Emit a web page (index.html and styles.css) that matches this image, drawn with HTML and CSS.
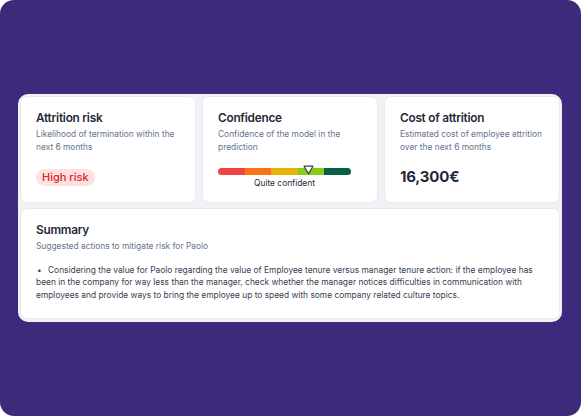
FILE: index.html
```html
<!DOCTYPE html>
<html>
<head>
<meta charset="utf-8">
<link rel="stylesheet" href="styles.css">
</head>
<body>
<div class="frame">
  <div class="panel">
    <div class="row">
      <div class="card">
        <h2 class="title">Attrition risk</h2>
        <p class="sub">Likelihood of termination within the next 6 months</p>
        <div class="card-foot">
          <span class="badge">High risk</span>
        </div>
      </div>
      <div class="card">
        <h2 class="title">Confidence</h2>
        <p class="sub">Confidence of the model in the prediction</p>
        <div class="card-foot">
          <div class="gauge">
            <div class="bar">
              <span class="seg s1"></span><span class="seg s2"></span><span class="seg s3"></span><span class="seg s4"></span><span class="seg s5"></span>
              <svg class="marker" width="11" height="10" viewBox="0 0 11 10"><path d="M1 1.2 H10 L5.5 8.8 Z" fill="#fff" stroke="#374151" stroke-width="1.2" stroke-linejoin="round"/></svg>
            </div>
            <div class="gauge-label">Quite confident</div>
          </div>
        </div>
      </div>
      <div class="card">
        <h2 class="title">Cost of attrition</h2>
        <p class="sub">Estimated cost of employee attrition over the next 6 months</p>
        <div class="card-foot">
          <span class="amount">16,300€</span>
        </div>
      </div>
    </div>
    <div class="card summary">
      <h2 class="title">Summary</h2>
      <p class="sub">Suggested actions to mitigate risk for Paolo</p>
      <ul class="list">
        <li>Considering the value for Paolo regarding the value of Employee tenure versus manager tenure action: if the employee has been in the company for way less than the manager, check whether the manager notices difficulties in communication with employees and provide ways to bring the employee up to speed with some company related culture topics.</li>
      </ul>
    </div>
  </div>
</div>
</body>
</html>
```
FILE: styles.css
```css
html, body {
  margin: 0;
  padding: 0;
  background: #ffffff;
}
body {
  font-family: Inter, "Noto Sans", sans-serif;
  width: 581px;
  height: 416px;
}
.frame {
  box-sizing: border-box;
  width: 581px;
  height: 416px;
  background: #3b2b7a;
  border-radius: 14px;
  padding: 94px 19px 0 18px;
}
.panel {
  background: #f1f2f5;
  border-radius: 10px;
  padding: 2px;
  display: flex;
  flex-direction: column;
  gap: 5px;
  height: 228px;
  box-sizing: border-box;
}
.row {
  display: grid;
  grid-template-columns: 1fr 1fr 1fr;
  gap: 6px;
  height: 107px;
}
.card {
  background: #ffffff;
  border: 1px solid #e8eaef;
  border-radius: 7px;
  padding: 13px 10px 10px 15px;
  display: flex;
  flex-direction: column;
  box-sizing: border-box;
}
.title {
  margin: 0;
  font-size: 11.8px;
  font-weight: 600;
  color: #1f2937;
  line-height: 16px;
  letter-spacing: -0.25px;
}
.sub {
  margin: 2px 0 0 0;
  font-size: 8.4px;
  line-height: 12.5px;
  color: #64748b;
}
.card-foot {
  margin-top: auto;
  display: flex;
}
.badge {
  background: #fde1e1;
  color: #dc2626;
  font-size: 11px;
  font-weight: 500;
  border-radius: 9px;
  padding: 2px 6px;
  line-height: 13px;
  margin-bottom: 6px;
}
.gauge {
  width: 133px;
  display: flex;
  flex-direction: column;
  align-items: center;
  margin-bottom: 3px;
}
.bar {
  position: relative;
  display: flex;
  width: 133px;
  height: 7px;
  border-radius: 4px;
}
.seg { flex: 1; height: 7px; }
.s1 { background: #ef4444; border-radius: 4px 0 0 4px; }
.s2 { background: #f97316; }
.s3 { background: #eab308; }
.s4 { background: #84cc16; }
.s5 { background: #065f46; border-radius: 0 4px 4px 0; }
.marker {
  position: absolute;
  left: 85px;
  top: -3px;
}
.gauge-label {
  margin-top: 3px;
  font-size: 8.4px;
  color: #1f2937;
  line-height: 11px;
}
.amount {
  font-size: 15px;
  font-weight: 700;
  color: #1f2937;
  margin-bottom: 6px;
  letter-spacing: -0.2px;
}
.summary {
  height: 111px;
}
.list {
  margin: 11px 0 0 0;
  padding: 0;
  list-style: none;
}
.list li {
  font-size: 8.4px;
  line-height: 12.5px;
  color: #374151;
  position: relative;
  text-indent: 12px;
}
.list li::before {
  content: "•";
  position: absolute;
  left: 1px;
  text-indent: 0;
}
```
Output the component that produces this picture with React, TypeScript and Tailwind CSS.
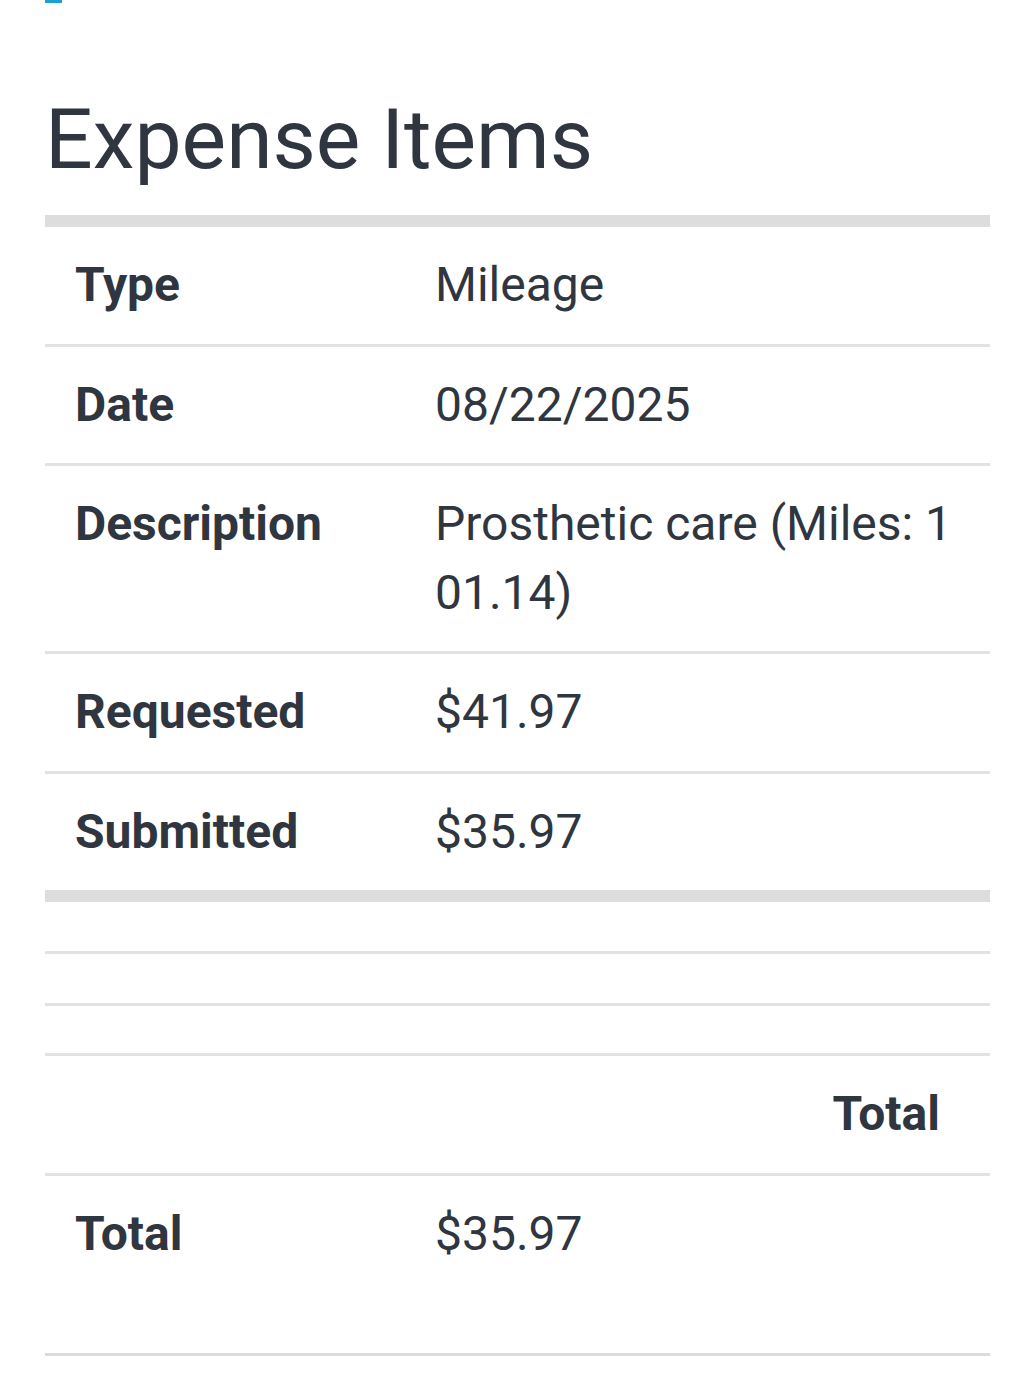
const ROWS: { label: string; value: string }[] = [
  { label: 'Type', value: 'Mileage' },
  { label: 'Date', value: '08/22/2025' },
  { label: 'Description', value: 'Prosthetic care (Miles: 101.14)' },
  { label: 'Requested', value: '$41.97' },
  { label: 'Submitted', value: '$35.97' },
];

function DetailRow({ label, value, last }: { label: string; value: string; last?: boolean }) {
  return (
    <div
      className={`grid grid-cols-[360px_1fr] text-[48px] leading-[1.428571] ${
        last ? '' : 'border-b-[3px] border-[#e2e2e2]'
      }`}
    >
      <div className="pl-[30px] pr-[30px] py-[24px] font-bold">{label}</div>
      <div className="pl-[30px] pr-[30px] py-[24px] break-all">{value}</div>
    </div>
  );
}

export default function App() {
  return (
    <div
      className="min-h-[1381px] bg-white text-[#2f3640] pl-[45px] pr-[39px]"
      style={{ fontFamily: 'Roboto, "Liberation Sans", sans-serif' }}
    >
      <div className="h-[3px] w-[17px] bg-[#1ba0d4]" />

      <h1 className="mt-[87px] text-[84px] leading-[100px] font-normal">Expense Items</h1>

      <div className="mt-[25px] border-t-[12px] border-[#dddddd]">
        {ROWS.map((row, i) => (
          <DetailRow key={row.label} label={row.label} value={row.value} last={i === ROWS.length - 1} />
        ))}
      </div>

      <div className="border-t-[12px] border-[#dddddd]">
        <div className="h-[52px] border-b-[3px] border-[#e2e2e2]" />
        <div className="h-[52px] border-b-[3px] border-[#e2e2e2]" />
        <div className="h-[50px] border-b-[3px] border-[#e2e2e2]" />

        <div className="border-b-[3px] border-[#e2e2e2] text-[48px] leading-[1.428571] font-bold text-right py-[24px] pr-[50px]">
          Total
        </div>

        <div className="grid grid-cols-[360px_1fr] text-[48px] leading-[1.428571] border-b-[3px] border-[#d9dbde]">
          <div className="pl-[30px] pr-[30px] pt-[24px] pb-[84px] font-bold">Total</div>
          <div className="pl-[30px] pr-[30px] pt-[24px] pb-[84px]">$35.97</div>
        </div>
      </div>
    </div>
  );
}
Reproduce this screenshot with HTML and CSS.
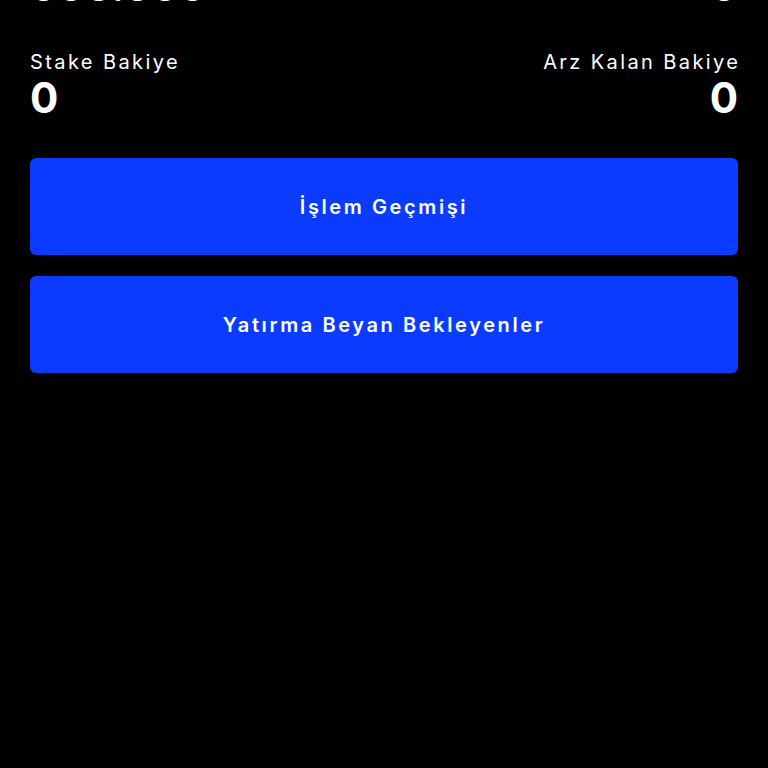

+++++

GIVEN REQUEST — Write out the listing above again, exactly, but with no pictures in the copy.

SOLUTION FOR THIS EXERCISE —
Emit a web page (index.html and styles.css) that matches this image, drawn with HTML and CSS.
FILE: index.html
```html
<!DOCTYPE html>
<html>
<head>
<meta charset="utf-8">
<link rel="stylesheet" href="styles.css">
</head>
<body>
<div class="frame">
  <div class="panel">
    <div class="row">
      <div class="card">
        <h2 class="title">Attrition risk</h2>
        <p class="sub">Likelihood of termination within the next 6 months</p>
        <div class="card-foot">
          <span class="badge">High risk</span>
        </div>
      </div>
      <div class="card">
        <h2 class="title">Confidence</h2>
        <p class="sub">Confidence of the model in the prediction</p>
        <div class="card-foot">
          <div class="gauge">
            <div class="bar">
              <span class="seg s1"></span><span class="seg s2"></span><span class="seg s3"></span><span class="seg s4"></span><span class="seg s5"></span>
              <svg class="marker" width="11" height="10" viewBox="0 0 11 10"><path d="M1 1.2 H10 L5.5 8.8 Z" fill="#fff" stroke="#374151" stroke-width="1.2" stroke-linejoin="round"/></svg>
            </div>
            <div class="gauge-label">Quite confident</div>
          </div>
        </div>
      </div>
      <div class="card">
        <h2 class="title">Cost of attrition</h2>
        <p class="sub">Estimated cost of employee attrition over the next 6 months</p>
        <div class="card-foot">
          <span class="amount">16,300€</span>
        </div>
      </div>
    </div>
    <div class="card summary">
      <h2 class="title">Summary</h2>
      <p class="sub">Suggested actions to mitigate risk for Paolo</p>
      <ul class="list">
        <li>Considering the value for Paolo regarding the value of Employee tenure versus manager tenure action: if the employee has been in the company for way less than the manager, check whether the manager notices difficulties in communication with employees and provide ways to bring the employee up to speed with some company related culture topics.</li>
      </ul>
    </div>
  </div>
</div>
</body>
</html>
```
FILE: styles.css
```css
html, body {
  margin: 0;
  padding: 0;
  background: #ffffff;
}
body {
  font-family: Inter, "Noto Sans", sans-serif;
  width: 581px;
  height: 416px;
}
.frame {
  box-sizing: border-box;
  width: 581px;
  height: 416px;
  background: #3b2b7a;
  border-radius: 14px;
  padding: 94px 19px 0 18px;
}
.panel {
  background: #f1f2f5;
  border-radius: 10px;
  padding: 2px;
  display: flex;
  flex-direction: column;
  gap: 5px;
  height: 228px;
  box-sizing: border-box;
}
.row {
  display: grid;
  grid-template-columns: 1fr 1fr 1fr;
  gap: 6px;
  height: 107px;
}
.card {
  background: #ffffff;
  border: 1px solid #e8eaef;
  border-radius: 7px;
  padding: 13px 10px 10px 15px;
  display: flex;
  flex-direction: column;
  box-sizing: border-box;
}
.title {
  margin: 0;
  font-size: 11.8px;
  font-weight: 600;
  color: #1f2937;
  line-height: 16px;
  letter-spacing: -0.25px;
}
.sub {
  margin: 2px 0 0 0;
  font-size: 8.4px;
  line-height: 12.5px;
  color: #64748b;
}
.card-foot {
  margin-top: auto;
  display: flex;
}
.badge {
  background: #fde1e1;
  color: #dc2626;
  font-size: 11px;
  font-weight: 500;
  border-radius: 9px;
  padding: 2px 6px;
  line-height: 13px;
  margin-bottom: 6px;
}
.gauge {
  width: 133px;
  display: flex;
  flex-direction: column;
  align-items: center;
  margin-bottom: 3px;
}
.bar {
  position: relative;
  display: flex;
  width: 133px;
  height: 7px;
  border-radius: 4px;
}
.seg { flex: 1; height: 7px; }
.s1 { background: #ef4444; border-radius: 4px 0 0 4px; }
.s2 { background: #f97316; }
.s3 { background: #eab308; }
.s4 { background: #84cc16; }
.s5 { background: #065f46; border-radius: 0 4px 4px 0; }
.marker {
  position: absolute;
  left: 85px;
  top: -3px;
}
.gauge-label {
  margin-top: 3px;
  font-size: 8.4px;
  color: #1f2937;
  line-height: 11px;
}
.amount {
  font-size: 15px;
  font-weight: 700;
  color: #1f2937;
  margin-bottom: 6px;
  letter-spacing: -0.2px;
}
.summary {
  height: 111px;
}
.list {
  margin: 11px 0 0 0;
  padding: 0;
  list-style: none;
}
.list li {
  font-size: 8.4px;
  line-height: 12.5px;
  color: #374151;
  position: relative;
  text-indent: 12px;
}
.list li::before {
  content: "•";
  position: absolute;
  left: 1px;
  text-indent: 0;
}
```
Output the component that produces this picture with React, TypeScript and Tailwind CSS.
const ROWS: { label: string; value: string }[] = [
  { label: 'Type', value: 'Mileage' },
  { label: 'Date', value: '08/22/2025' },
  { label: 'Description', value: 'Prosthetic care (Miles: 101.14)' },
  { label: 'Requested', value: '$41.97' },
  { label: 'Submitted', value: '$35.97' },
];

function DetailRow({ label, value, last }: { label: string; value: string; last?: boolean }) {
  return (
    <div
      className={`grid grid-cols-[360px_1fr] text-[48px] leading-[1.428571] ${
        last ? '' : 'border-b-[3px] border-[#e2e2e2]'
      }`}
    >
      <div className="pl-[30px] pr-[30px] py-[24px] font-bold">{label}</div>
      <div className="pl-[30px] pr-[30px] py-[24px] break-all">{value}</div>
    </div>
  );
}

export default function App() {
  return (
    <div
      className="min-h-[1381px] bg-white text-[#2f3640] pl-[45px] pr-[39px]"
      style={{ fontFamily: 'Roboto, "Liberation Sans", sans-serif' }}
    >
      <div className="h-[3px] w-[17px] bg-[#1ba0d4]" />

      <h1 className="mt-[87px] text-[84px] leading-[100px] font-normal">Expense Items</h1>

      <div className="mt-[25px] border-t-[12px] border-[#dddddd]">
        {ROWS.map((row, i) => (
          <DetailRow key={row.label} label={row.label} value={row.value} last={i === ROWS.length - 1} />
        ))}
      </div>

      <div className="border-t-[12px] border-[#dddddd]">
        <div className="h-[52px] border-b-[3px] border-[#e2e2e2]" />
        <div className="h-[52px] border-b-[3px] border-[#e2e2e2]" />
        <div className="h-[50px] border-b-[3px] border-[#e2e2e2]" />

        <div className="border-b-[3px] border-[#e2e2e2] text-[48px] leading-[1.428571] font-bold text-right py-[24px] pr-[50px]">
          Total
        </div>

        <div className="grid grid-cols-[360px_1fr] text-[48px] leading-[1.428571] border-b-[3px] border-[#d9dbde]">
          <div className="pl-[30px] pr-[30px] pt-[24px] pb-[84px] font-bold">Total</div>
          <div className="pl-[30px] pr-[30px] pt-[24px] pb-[84px]">$35.97</div>
        </div>
      </div>
    </div>
  );
}
Reproduce this screenshot with HTML and CSS.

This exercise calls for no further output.